Du coup, je me demande Barien, et plus particulièrement toi, Barien français exilé dans un pays étranger, c'est moi qui déraille où les français sont vraiment cons ? Tu crois que c'est compliqué de louer un appart' dans un pays étranger ? Et comment je présente le truc à mon boss pour lui dire que la bande de connos à mi chemin entre le j'm'en foutisme et le faux cul-isme qui bossent en France, même en peinture leur sourire me stresserait, sans pour autant me ruiner la possibilité de dealer une petite ré-évaluation salariale avant l'extradition ?

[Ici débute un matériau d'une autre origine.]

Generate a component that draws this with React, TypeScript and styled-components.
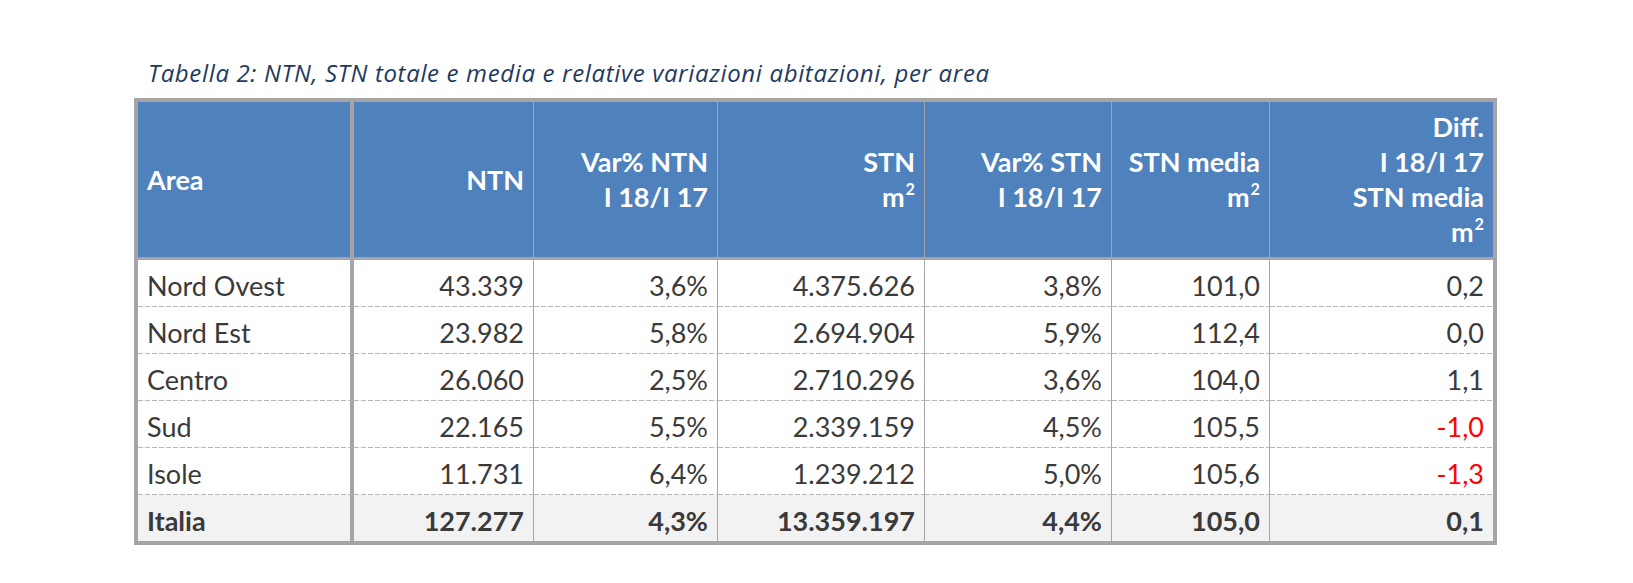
import React from "react";
import styled, { createGlobalStyle } from "styled-components";

const GlobalStyle = createGlobalStyle`
  * {
    box-sizing: border-box;
  }
  html,
  body {
    margin: 0;
    padding: 0;
    background: #ffffff;
  }
  body {
    font-family: Lato, "Open Sans", "Liberation Sans", sans-serif;
  }
`;

const Page = styled.div`
  display: flex;
  flex-direction: column;
  align-items: flex-start;
  gap: 9px;
  padding: 57px 0 0 134px;
  width: 1633px;
  height: 583px;
`;

const Caption = styled.div`
  margin-left: 14px;
  font-family: "Open Sans", Lato, sans-serif;
  font-style: italic;
  font-size: 24px;
  line-height: 32px;
  letter-spacing: 0.65px;
  color: #1f3a60;
  white-space: nowrap;
`;

const Table = styled.table`
  border-collapse: separate;
  border-spacing: 0;
  table-layout: fixed;
  width: 1363px;
  border: 4px solid #a5a5a5;
  font-size: 27px;
`;

const HeadCell = styled.th<{ $first?: boolean; $last?: boolean }>`
  background: #4f81bd;
  color: #ffffff;
  font-weight: 700;
  line-height: 35px;
  padding: 7px 9px 8px;
  vertical-align: middle;
  text-align: ${(p) => (p.$first ? "left" : "right")};
  border-bottom: 3px solid #a5a5a5;
  border-right: ${(p) =>
    p.$last ? "none" : p.$first ? "4px solid #a5a5a5" : "1px solid #a6a6a6"};
  white-space: nowrap;
`;

const Row = styled.tr<{ $total?: boolean }>`
  background: ${(p) => (p.$total ? "#f2f2f2" : "#ffffff")};
  font-weight: ${(p) => (p.$total ? 700 : 400)};
`;

const Cell = styled.td<{
  $first?: boolean;
  $last?: boolean;
  $negative?: boolean;
  $dashed?: boolean;
}>`
  line-height: 33px;
  padding: 9px 9px 4px;
  color: ${(p) => (p.$negative ? "#ff0000" : "#3a3a3a")};
  text-align: ${(p) => (p.$first ? "left" : "right")};
  border-right: ${(p) =>
    p.$last ? "none" : p.$first ? "4px solid #a5a5a5" : "1px solid #a6a6a6"};
  border-bottom: ${(p) => (p.$dashed ? "1px solid transparent" : "none")};
  background-image: ${(p) =>
    p.$dashed
      ? "repeating-linear-gradient(to right, #b8b8b8 0 5px, transparent 5px 7px)"
      : "none"};
  background-size: 100% 1px;
  background-position: left bottom;
  background-repeat: no-repeat;
  background-origin: border-box;
  white-space: nowrap;
`;

const Sup = styled.sup`
  font-size: 0.6em;
  line-height: 0;
  vertical-align: 0.75em;
  margin-left: 1px;
`;

const m2 = (
  <>
    m<Sup>2</Sup>
  </>
);

const widths = [216, 180, 184, 207, 187, 158, 223];

const headers: React.ReactNode[] = [
  "Area",
  "NTN",
  <>
    Var% NTN
    <br />I 18/I 17
  </>,
  <>
    STN
    <br />
    {m2}
  </>,
  <>
    Var% STN
    <br />I 18/I 17
  </>,
  <>
    STN media
    <br />
    {m2}
  </>,
  <>
    Diff.
    <br />I 18/I 17
    <br />
    STN media
    <br />
    {m2}
  </>,
];

const rows = [
  ["Nord Ovest", "43.339", "3,6%", "4.375.626", "3,8%", "101,0", "0,2"],
  ["Nord Est", "23.982", "5,8%", "2.694.904", "5,9%", "112,4", "0,0"],
  ["Centro", "26.060", "2,5%", "2.710.296", "3,6%", "104,0", "1,1"],
  ["Sud", "22.165", "5,5%", "2.339.159", "4,5%", "105,5", "-1,0"],
  ["Isole", "11.731", "6,4%", "1.239.212", "5,0%", "105,6", "-1,3"],
  ["Italia", "127.277", "4,3%", "13.359.197", "4,4%", "105,0", "0,1"],
];

const App = () => {
  return (
    <>
      <GlobalStyle />
      <Page>
        <Caption>
          Tabella 2: NTN, STN totale e media e relative variazioni abitazioni,
          per area
        </Caption>
        <Table>
          <colgroup>
            {widths.map((w, i) => (
              <col key={i} style={{ width: w }} />
            ))}
          </colgroup>
          <thead>
            <tr>
              {headers.map((h, i) => (
                <HeadCell
                  key={i}
                  $first={i === 0}
                  $last={i === headers.length - 1}
                >
                  {h}
                </HeadCell>
              ))}
            </tr>
          </thead>
          <tbody>
            {rows.map((row, r) => (
              <Row key={r} $total={r === rows.length - 1}>
                {row.map((value, i) => (
                  <Cell
                    key={i}
                    $first={i === 0}
                    $last={i === row.length - 1}
                    $negative={value.startsWith("-")}
                    $dashed={r < rows.length - 1}
                  >
                    {value}
                  </Cell>
                ))}
              </Row>
            ))}
          </tbody>
        </Table>
      </Page>
    </>
  );
};

export default App;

Aide moi Barien, je suis perdue dans mon for intérieur. Et j'ai pas trop le temps de réfléchir à la question moi-même, faut que je fasse ma valise.
Mais d'abord, je bois une Ursus, et je crois que j'en boirai une dernière demain midi, avec des snitzel de pui cu piure de cartofi, et puis de la salata de rosii aussi, pour se donner bonne conscience niveau équilibrage du repas. Et puis des clatite cu afine [ici insérez le mot pour dire confiture] parce que les crèpes, c'est bon.
Merci par avance des conseils avisés que tu pourras me donner Barien.
J'ai confiance en toi, ne me déçois pas.
Résumé : Plus je vis loin, moins j'aime les Français. Que faire ?
Résumé du résumé : Je veux épouser un vampire des Carpathes. Aide moi.